18/06/08

Il resto della notte

Meno riuscito e forse più scontato nella sua linea narrativa, il secondo film di Munzi concentra il proprio sguardo su un tema che sente molto nelle proprie corde: l'immigrazione. Ed è ancora una volta quella dell'est europeo ad essere protagonista del suo cinema, ma questa volta inserendola nel tessuto urbano di una città apparentemente distante come Torino, spesso riconoscibile in alcuni suoi aspetti architettonici e paesaggistici, mentre in altri diviene un qualsiasi altrove periferico, in cui si aggirano stancamente i protagonisti più sofferenti, mentre quelli più agiati vivono il distacco della loro condizione, rappresentata dalla collocazione geografica sulla collina torinese, rinomata per le proprie ville, in cui s'insinua il solito scontato malessere borghese. E scontato appare anche il discorso e lo sguardo antropologico nei confronti dei migranti e di coloro che per la loro condizione di estranei sociali si ritrovano a vivere ai margini dell'hinterland cittadino.

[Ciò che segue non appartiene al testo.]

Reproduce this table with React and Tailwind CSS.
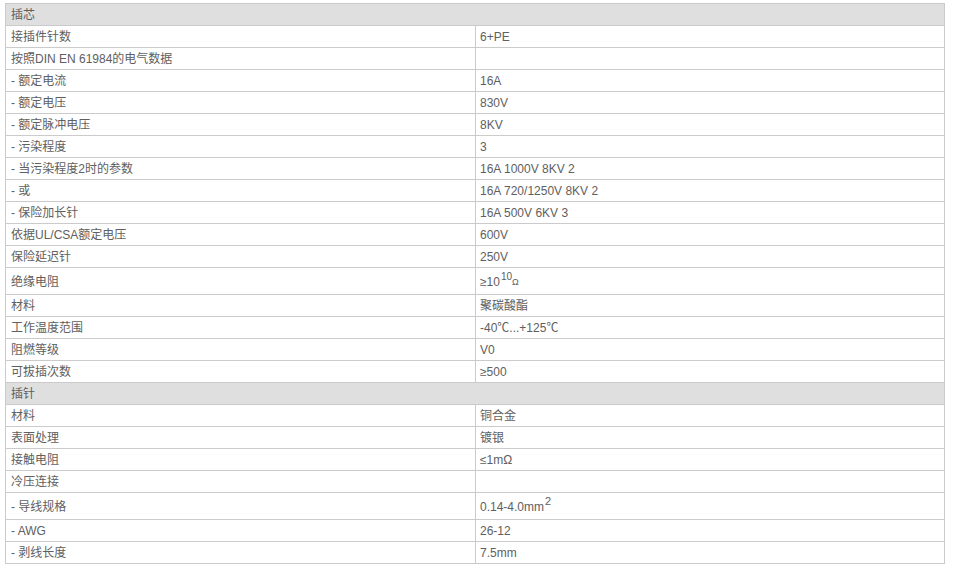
import React from "react";

const rows = [
  { h: "插芯" },
  { l: "接插件针数", r: "6+PE" },
  { l: "按照DIN EN 61984的电气数据", r: "" },
  { l: "- 额定电流", r: "16A" },
  { l: "- 额定电压", r: "830V" },
  { l: "- 额定脉冲电压", r: "8KV" },
  { l: "- 污染程度", r: "3" },
  { l: "- 当污染程度2时的参数", r: "16A 1000V 8KV 2" },
  { l: "- 或", r: "16A 720/1250V 8KV 2" },
  { l: "- 保险加长针", r: "16A 500V 6KV 3" },
  { l: "依据UL/CSA额定电压", r: "600V" },
  { l: "保险延迟针", r: "250V" },
  { l: "绝缘电阻", r: "ohm", tall: true },
  { l: "材料", r: "聚碳酸酯" },
  { l: "工作温度范围", r: "-40℃...+125℃" },
  { l: "阻燃等级", r: "V0" },
  { l: "可拔插次数", r: "≥500" },
  { h: "插针" },
  { l: "材料", r: "铜合金" },
  { l: "表面处理", r: "镀银" },
  { l: "接触电阻", r: "≤1mΩ" },
  { l: "冷压连接", r: "" },
  { l: "- 导线规格", r: "mm2", tall: true },
  { l: "- AWG", r: "26-12" },
  { l: "- 剥线长度", r: "7.5mm" },
];

function RightContent({ r }) {
  if (r === "ohm") {
    return (
      <span className="inline-flex items-end">
        <span>≥10</span>
        <span className="text-[10px] relative -top-[6px] leading-none ml-[1px]">10</span>
        <span className="text-[9px] leading-none mb-[1px]">Ω</span>
      </span>
    );
  }
  if (r === "mm2") {
    return (
      <span className="inline-flex items-end">
        <span>0.14-4.0mm</span>
        <span className="text-[11px] relative -top-[6px] leading-none ml-[1px]">2</span>
      </span>
    );
  }
  return <span>{r}</span>;
}

export default function App() {
  return (
    <div className="bg-white w-[954px] h-[575px] pt-[3px] pl-[5px]" style={{ fontFamily: '"Liberation Sans", "Noto Sans CJK SC", sans-serif' }}>
      <div className="w-[940px] border border-[#cbcbcb] text-[12px] text-[#606060] leading-none">
        {rows.map((row, i) => {
          const first = i === 0;
          const hCls = row.tall
            ? "h-[27px]"
            : first
            ? "h-[21px]"
            : "h-[22px]";
          const bCls = first ? "" : "border-t border-[#cbcbcb]";
          if (row.h) {
            return (
              <div key={i} className={`${hCls} ${bCls} bg-[#dfdfdf] flex items-center pl-[5px] pt-[1px]`}>
                {row.h}
              </div>
            );
          }
          return (
            <div key={i} className={`${hCls} ${bCls} flex`}>
              <div className="w-[469px] flex items-center pl-[5px] pt-[1px] whitespace-nowrap">{row.l}</div>
              <div className="flex-1 border-l border-[#cbcbcb] flex items-center pl-[4px] pt-[1px] whitespace-nowrap">
                <RightContent r={row.r} />
              </div>
            </div>
          );
        })}
      </div>
    </div>
  );
}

Più interessante il discorso ripreso da Munzi sulla figura paterna, della propria incapacità di sostenere il proprio ruolo e di vedersi sostituire da altre figure non altrettanto intense e mature, tanto da essere accomunate da un unico tragico destino, che Munzi pare voler sovvertire, lasciando alle generazioni future il compito di rendere migliori le proprie esistenze, grazie al sostegno di figure materne più solide e stabili, come dimostra il finale aperto su un potenziale viaggio verso un altrove, chiamato banalmente futuro o vita.